• _Rows from a dataset of pages and code_
===

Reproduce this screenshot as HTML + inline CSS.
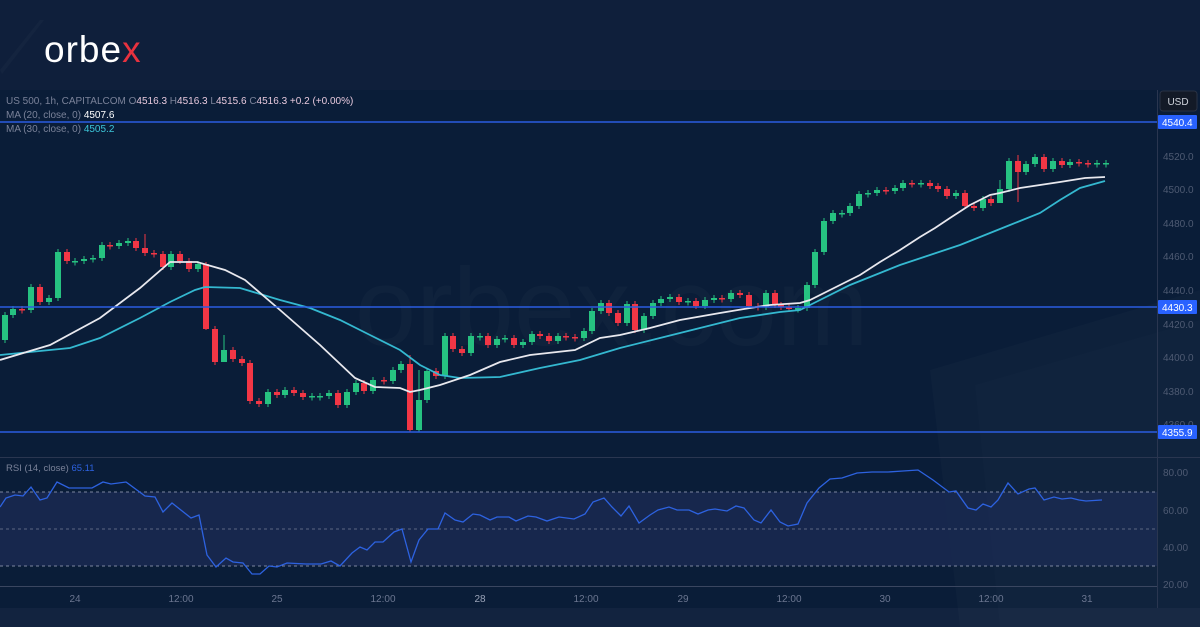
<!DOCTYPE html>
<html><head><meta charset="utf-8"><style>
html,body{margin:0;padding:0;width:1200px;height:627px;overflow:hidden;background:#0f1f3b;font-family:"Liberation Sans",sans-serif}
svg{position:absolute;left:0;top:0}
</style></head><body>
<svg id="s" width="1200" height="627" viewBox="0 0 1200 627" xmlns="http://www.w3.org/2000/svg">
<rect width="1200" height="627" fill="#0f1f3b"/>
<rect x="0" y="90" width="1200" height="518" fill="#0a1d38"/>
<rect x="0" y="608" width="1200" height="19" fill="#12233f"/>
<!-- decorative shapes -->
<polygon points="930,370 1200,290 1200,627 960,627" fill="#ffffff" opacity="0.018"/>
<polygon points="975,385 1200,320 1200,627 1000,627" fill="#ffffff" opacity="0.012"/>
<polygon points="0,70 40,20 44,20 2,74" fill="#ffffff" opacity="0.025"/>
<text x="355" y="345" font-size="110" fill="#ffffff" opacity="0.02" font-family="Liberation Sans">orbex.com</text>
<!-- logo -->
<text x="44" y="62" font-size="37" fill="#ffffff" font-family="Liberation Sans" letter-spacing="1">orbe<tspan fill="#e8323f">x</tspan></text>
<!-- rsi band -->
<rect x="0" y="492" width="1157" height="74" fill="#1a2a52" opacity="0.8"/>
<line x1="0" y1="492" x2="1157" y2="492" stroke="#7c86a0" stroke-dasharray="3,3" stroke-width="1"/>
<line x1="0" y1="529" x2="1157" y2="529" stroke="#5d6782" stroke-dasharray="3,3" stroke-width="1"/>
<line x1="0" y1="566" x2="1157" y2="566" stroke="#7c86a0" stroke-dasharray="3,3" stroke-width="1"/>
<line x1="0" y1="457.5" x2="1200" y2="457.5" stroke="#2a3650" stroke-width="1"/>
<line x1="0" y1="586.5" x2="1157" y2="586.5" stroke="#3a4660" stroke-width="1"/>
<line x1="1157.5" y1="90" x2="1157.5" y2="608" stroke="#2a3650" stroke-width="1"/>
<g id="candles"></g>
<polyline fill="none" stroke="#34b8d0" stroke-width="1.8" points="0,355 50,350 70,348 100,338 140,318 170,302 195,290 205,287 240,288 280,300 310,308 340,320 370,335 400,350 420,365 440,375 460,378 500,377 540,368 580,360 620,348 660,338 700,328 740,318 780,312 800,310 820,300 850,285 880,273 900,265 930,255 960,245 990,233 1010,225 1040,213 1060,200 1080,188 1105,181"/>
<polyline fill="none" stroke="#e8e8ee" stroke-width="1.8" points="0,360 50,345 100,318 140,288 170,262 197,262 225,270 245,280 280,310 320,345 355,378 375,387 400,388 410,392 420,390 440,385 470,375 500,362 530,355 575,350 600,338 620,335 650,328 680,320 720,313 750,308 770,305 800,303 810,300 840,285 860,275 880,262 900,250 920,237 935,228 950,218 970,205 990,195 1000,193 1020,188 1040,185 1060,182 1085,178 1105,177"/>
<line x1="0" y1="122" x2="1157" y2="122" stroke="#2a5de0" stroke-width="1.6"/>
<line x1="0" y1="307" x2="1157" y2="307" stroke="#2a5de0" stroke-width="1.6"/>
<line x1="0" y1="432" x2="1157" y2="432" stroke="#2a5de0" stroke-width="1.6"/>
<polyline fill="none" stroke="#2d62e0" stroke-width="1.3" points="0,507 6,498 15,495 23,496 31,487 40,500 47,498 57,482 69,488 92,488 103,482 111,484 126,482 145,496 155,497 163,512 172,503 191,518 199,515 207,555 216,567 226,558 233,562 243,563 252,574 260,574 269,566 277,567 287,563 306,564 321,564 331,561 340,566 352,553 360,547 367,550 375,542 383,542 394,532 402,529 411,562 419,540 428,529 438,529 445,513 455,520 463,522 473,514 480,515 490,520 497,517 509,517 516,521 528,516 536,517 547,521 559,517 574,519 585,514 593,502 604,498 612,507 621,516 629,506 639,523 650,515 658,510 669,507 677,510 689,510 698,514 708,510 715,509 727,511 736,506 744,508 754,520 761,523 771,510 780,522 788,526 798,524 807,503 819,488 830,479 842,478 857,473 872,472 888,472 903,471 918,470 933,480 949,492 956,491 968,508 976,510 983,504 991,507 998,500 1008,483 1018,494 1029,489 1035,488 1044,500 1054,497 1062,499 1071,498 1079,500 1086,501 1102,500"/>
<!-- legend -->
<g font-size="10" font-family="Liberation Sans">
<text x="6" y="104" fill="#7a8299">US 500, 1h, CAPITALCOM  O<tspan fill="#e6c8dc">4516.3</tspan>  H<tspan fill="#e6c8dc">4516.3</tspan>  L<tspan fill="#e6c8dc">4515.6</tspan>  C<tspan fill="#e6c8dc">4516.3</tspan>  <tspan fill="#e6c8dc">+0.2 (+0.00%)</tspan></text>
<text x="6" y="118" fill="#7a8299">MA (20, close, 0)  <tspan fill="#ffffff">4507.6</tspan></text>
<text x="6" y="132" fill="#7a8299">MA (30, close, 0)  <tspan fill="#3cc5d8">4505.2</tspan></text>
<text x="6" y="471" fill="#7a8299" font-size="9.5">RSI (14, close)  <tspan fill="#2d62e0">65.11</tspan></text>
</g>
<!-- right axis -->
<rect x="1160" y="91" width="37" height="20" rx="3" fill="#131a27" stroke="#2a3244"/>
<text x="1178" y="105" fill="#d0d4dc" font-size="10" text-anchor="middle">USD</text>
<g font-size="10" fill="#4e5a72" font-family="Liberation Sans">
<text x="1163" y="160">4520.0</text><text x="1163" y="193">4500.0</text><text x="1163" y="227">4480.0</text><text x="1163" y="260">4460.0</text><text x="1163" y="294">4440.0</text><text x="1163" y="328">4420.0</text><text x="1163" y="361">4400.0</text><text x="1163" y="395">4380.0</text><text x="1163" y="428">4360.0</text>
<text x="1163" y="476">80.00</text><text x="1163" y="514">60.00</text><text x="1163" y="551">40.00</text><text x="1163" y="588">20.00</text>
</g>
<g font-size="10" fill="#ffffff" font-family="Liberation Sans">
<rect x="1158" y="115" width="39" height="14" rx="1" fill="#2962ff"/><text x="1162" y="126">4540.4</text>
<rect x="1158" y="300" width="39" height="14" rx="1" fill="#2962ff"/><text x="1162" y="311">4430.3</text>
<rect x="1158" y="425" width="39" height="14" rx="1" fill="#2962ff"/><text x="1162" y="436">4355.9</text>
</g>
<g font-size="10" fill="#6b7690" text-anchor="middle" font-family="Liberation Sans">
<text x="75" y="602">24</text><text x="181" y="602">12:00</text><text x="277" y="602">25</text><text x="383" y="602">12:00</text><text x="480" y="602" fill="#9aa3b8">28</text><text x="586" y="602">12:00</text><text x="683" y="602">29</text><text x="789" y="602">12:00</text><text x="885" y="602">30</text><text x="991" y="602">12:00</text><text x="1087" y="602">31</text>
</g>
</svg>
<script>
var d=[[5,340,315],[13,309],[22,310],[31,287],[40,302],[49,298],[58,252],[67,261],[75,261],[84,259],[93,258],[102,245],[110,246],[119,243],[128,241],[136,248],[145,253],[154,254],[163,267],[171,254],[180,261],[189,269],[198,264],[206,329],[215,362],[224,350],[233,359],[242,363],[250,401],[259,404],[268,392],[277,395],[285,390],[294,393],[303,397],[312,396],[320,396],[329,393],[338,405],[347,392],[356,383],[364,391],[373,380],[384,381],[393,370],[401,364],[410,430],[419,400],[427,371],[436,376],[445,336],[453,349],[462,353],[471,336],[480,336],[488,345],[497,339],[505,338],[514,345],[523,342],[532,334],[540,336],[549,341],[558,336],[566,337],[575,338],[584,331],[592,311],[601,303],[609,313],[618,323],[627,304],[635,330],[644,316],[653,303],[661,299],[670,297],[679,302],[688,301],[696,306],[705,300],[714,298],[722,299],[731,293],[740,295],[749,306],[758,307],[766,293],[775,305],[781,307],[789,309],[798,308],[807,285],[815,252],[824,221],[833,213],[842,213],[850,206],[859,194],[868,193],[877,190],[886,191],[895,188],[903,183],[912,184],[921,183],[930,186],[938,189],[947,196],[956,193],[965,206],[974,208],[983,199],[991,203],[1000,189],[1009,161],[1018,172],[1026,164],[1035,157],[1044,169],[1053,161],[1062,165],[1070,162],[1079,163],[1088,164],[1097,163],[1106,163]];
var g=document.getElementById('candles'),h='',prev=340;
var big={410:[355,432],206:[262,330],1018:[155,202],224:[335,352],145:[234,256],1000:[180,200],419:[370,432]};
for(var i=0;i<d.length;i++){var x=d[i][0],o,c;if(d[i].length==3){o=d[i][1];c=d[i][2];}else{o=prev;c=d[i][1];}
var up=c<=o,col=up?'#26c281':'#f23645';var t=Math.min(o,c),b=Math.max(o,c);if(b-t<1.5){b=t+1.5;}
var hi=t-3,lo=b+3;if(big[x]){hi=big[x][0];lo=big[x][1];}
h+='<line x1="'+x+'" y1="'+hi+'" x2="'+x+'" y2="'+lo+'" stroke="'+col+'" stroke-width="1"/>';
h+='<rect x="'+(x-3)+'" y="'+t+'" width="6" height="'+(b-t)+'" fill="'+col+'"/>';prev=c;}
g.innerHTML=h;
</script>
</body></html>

===

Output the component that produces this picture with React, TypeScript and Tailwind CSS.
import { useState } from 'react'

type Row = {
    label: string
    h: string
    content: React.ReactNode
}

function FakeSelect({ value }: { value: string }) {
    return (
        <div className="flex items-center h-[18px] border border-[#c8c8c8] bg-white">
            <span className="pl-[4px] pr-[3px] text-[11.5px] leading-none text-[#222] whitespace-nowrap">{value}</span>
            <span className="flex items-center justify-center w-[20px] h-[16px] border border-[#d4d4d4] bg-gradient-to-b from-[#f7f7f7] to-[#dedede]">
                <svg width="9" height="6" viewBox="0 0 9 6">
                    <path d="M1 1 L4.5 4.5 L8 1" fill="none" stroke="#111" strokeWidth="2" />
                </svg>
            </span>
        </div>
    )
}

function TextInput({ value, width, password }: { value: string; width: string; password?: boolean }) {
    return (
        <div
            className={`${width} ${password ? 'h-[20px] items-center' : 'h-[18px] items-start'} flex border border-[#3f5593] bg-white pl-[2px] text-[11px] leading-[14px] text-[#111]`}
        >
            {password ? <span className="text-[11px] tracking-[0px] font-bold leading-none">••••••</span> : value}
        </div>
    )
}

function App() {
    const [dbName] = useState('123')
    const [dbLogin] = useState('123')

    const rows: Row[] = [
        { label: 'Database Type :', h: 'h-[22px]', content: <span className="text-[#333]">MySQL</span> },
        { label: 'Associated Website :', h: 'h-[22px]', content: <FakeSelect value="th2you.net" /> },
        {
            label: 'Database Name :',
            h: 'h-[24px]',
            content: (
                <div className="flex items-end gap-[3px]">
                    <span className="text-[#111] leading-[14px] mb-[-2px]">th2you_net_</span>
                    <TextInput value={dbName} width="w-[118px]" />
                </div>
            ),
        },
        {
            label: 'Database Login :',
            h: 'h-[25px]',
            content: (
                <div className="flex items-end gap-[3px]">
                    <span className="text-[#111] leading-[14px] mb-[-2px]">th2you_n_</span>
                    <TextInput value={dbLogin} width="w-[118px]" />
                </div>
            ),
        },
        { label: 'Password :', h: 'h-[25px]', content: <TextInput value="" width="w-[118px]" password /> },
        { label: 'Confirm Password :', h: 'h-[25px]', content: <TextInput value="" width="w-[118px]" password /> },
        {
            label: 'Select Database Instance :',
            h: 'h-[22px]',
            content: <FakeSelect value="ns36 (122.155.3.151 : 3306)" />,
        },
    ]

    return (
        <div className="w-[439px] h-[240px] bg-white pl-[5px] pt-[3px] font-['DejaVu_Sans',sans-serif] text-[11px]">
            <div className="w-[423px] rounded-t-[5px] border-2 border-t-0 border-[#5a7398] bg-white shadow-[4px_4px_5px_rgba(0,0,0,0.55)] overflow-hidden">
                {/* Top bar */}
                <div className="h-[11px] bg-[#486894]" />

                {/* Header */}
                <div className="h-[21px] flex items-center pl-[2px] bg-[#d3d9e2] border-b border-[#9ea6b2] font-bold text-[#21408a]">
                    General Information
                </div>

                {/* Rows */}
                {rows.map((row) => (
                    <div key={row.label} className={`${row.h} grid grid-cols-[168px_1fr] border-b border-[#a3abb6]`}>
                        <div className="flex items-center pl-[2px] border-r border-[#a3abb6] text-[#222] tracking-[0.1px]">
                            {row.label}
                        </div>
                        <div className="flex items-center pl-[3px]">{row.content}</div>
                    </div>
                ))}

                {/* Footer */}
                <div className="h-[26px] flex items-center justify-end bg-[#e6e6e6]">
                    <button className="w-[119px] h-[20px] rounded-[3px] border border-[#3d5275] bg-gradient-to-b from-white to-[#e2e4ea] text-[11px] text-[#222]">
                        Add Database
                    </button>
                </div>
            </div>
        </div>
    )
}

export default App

===

• _Exercise description_
From the data above, gather every line that includes the word "this".

• _Answer_
Reproduce this screenshot as HTML + inline CSS.
Output the component that produces this picture with React, TypeScript and Tailwind CSS.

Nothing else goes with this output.